Die Messungen wurden auch auf dem Boden ausgeführt und zeigten ebenfalls erhebliche Einsparungen von Emissionen. Daraus schlussfolgert Prof. Dr. Voigt, dass die Luftqualität durch die Verwendung von Biotreibstoffen auch an Flughäfen erheblich verbessert würde.

Das Vermeiden von Kondensstreifen kann aber auch ohne Biosprit erzielt werden, sagt Voigt. Dazu müsse man aber Regionen und Flughöhen umfliegen, in denen sich Kondensstreifen bilden.

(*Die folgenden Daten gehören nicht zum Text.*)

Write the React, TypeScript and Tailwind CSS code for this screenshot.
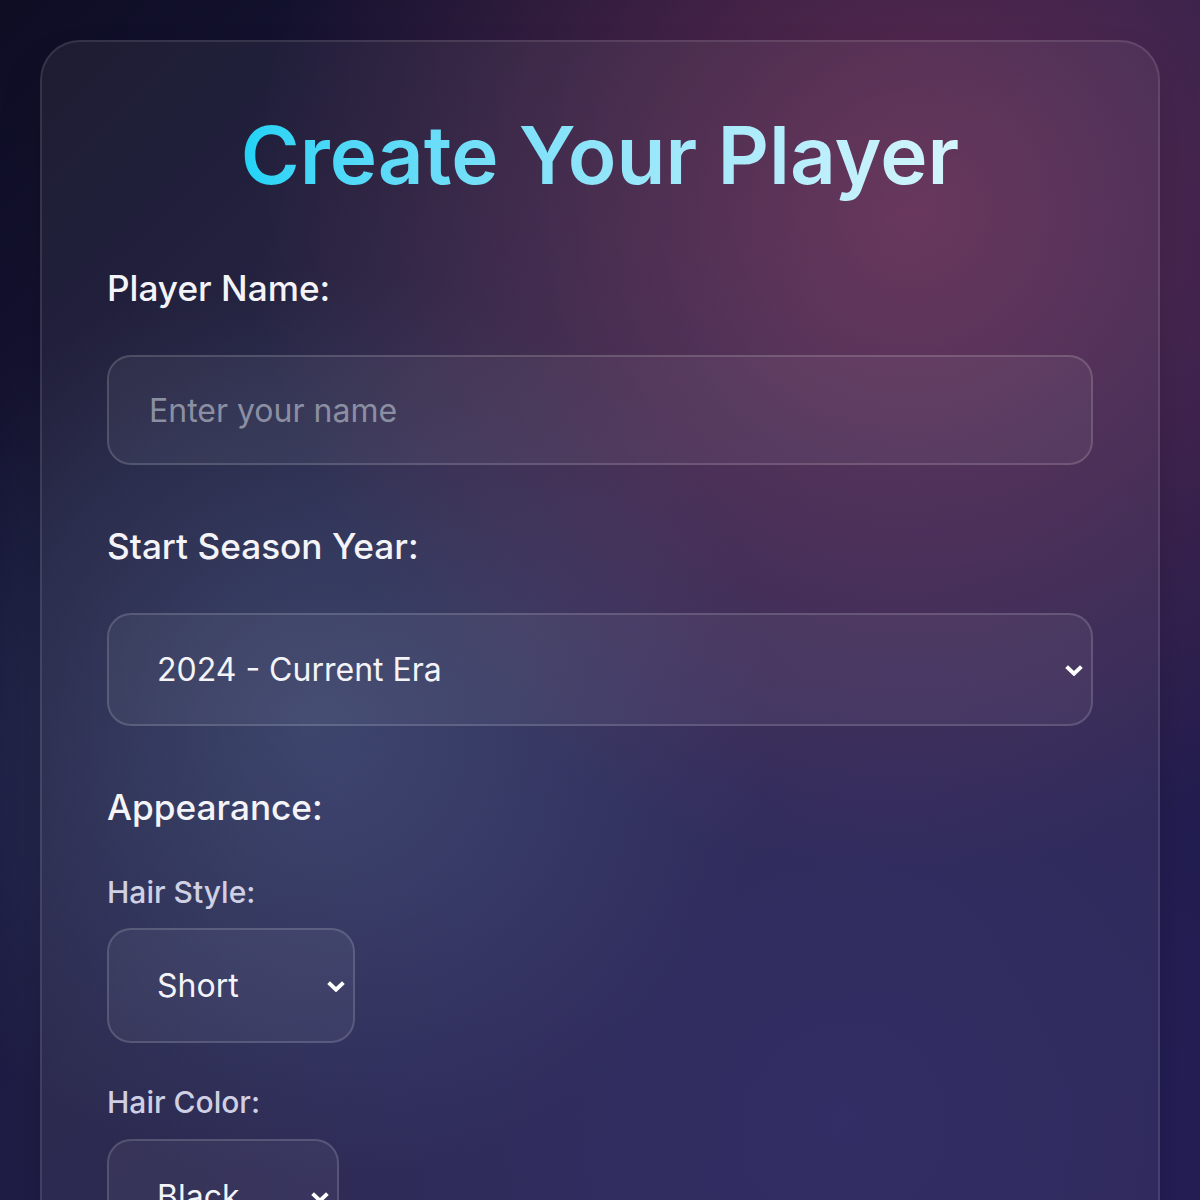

Es gebe die Möglichkeit, die Wetterbedingungen und Kondensstreifenregion in die Flugrouten einzuplanen. So könnte man täglich und stündlich wettergenau Regionen umfliegen, in denen sich Kondensstreifen bilden, so Christiane Voigt.

Bio-Treibstoffe noch zu teuer und zu rar

Die Forschung zeigt, dass klimafreundliches Fliegen durchaus möglich ist. Neben der Reduktion von Rußpartikeln kann auch die CO2-Bilanz der Luftfahrt theoretisch durch Methoden wie dem Einsatz von auf Algen basierten Biosprit ausgeglichen werden. Doch die Industrie ist trotz des Engagements von Airbus oder Rolls Royce noch lange nicht soweit. Denn bislang sind synthetische Biokraftstoffe noch viel teurer als das klimaschädliche Kerosin und kaum verfügbar.